WRITTEN PROBLEM –
Of the lines below, how many hold the string "full"? Give only the number.

MATERIAL –
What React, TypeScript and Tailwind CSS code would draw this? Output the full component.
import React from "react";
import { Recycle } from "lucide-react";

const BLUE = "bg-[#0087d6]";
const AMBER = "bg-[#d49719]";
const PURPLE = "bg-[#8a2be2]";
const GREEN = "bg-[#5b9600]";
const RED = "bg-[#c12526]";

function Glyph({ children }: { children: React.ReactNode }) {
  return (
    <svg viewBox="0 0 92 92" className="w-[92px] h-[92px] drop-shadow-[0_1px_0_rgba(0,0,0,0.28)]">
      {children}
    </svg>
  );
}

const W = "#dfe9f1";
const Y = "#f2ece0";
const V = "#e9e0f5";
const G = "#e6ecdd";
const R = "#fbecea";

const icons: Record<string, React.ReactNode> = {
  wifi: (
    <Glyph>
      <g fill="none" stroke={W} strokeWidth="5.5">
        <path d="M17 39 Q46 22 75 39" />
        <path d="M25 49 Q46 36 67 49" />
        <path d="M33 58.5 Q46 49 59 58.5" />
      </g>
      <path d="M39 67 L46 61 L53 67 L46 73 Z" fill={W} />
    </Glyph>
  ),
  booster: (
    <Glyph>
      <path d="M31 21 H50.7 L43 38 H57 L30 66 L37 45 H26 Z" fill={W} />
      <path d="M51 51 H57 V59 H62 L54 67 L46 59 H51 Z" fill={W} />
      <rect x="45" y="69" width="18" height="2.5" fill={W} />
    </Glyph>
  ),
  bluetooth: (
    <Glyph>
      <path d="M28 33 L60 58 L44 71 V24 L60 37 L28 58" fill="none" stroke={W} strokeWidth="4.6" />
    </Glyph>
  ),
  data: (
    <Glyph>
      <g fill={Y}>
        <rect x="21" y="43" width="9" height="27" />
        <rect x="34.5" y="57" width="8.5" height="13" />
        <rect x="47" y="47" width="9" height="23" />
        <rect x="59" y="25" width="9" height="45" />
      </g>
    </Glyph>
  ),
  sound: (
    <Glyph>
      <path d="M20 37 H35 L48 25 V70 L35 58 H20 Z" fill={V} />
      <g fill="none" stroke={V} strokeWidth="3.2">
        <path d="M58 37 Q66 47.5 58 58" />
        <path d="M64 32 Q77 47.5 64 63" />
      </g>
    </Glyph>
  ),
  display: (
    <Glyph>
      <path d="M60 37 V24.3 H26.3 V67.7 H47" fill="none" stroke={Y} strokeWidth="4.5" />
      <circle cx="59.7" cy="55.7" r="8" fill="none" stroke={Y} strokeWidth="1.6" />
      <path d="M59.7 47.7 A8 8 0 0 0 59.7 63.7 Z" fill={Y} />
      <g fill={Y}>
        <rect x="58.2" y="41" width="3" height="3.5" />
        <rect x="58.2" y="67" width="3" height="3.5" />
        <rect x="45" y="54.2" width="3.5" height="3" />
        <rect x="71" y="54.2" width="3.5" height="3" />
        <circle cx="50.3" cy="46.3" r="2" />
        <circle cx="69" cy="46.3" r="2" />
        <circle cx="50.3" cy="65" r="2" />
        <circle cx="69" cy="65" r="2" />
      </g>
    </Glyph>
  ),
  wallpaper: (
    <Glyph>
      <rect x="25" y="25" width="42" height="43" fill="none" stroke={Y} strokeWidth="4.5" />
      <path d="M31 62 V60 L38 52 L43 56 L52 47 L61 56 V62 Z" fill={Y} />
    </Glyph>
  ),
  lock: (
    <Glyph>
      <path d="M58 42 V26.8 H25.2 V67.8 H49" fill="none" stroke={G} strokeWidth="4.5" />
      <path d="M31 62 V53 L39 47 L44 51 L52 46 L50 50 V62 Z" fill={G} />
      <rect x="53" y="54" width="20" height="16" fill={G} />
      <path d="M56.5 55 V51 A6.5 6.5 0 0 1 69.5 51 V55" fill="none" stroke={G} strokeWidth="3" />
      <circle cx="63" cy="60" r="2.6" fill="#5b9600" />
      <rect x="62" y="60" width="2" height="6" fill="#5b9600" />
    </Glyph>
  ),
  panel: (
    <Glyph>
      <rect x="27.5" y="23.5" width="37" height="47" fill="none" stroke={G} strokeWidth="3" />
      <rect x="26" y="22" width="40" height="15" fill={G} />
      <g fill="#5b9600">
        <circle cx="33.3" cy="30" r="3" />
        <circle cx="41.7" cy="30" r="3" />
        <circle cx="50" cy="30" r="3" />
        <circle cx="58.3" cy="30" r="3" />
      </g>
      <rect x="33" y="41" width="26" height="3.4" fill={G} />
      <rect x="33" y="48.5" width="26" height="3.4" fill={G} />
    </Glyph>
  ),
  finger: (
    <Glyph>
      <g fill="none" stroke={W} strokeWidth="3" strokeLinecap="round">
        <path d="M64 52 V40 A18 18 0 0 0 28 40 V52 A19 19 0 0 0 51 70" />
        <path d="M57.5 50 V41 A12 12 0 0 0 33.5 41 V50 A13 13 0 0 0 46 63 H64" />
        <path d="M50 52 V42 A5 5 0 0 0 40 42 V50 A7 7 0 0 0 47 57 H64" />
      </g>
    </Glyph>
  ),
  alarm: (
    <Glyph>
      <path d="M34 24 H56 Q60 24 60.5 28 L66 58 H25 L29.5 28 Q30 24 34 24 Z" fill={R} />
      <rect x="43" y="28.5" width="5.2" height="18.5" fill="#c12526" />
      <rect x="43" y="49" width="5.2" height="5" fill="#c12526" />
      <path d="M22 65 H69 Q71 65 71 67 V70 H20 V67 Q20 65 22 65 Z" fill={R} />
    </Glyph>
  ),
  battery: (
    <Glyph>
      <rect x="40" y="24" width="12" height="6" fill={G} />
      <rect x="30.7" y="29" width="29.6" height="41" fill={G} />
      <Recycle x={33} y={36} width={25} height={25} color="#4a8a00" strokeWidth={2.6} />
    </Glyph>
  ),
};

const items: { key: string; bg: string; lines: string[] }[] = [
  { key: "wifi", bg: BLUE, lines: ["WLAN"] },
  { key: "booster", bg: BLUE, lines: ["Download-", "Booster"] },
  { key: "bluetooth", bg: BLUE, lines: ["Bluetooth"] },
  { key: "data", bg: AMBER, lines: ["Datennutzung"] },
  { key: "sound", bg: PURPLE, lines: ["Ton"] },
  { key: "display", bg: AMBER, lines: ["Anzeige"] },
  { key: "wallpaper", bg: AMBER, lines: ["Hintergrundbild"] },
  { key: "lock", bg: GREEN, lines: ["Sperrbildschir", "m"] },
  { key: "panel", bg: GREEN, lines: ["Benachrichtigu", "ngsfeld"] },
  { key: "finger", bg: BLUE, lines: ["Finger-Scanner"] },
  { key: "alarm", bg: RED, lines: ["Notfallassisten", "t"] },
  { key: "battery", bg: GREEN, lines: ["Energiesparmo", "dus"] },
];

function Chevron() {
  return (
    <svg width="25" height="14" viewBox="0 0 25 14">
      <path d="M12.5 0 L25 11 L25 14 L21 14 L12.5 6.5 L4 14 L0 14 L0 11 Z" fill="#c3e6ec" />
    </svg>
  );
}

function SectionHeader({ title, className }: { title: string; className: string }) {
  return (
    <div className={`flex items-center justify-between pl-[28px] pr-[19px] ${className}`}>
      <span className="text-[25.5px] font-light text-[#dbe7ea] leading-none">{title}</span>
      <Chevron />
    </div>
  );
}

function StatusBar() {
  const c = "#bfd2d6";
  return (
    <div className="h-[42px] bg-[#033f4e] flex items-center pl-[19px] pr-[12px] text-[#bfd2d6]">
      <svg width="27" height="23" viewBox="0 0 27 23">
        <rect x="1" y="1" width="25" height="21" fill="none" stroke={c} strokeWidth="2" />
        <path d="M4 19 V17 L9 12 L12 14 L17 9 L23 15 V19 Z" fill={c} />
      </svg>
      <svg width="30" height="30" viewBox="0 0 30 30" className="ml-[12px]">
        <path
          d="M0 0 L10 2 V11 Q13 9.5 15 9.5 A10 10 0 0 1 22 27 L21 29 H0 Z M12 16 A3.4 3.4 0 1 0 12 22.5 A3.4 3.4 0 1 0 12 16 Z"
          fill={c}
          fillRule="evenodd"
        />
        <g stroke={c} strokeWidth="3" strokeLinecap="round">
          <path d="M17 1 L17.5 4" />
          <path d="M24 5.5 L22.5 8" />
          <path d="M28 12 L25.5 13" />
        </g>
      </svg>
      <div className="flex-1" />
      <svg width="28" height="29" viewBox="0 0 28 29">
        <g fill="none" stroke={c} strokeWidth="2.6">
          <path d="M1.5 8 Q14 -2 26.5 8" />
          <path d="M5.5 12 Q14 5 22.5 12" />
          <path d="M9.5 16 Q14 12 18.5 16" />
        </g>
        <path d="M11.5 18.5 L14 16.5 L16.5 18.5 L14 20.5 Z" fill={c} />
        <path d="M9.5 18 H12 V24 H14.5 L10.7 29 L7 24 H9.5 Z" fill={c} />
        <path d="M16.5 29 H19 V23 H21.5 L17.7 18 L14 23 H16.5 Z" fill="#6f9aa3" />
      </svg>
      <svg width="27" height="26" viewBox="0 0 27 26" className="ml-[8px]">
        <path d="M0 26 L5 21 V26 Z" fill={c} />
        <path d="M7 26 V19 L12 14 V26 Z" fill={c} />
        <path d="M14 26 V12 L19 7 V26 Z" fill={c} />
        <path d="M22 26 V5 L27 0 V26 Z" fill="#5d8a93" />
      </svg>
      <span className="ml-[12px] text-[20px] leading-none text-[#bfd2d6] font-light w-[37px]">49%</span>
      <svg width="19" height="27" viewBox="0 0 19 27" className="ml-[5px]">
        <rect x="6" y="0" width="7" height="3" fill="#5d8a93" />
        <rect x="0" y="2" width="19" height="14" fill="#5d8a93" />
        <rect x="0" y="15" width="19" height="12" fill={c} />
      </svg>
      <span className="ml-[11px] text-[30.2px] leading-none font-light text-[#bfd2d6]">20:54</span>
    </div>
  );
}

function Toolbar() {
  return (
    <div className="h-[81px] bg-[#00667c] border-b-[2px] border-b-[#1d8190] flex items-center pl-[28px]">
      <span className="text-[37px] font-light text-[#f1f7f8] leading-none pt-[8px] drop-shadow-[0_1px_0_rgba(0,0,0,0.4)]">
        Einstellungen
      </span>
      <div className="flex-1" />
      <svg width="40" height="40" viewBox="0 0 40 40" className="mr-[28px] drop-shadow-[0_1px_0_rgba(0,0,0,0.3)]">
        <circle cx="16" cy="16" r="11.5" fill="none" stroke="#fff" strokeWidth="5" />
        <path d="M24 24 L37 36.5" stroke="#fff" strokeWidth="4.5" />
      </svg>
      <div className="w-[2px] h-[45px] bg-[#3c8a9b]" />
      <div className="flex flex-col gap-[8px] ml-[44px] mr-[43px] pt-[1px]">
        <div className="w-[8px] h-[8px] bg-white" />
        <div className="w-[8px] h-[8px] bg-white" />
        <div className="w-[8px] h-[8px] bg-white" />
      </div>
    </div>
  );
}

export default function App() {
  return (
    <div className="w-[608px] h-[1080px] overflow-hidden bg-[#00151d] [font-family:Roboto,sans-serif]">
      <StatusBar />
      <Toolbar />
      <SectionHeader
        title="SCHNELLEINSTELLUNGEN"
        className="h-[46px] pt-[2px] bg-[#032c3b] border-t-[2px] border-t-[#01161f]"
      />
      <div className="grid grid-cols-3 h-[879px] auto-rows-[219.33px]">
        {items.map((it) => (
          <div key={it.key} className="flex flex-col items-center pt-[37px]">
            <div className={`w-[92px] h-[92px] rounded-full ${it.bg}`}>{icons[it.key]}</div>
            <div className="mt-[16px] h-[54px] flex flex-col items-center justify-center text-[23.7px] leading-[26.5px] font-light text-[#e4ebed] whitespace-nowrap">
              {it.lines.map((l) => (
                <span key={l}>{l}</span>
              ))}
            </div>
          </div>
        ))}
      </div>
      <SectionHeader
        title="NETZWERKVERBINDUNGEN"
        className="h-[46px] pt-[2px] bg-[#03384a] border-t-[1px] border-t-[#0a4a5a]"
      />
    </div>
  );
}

CORRECT RESULT –
2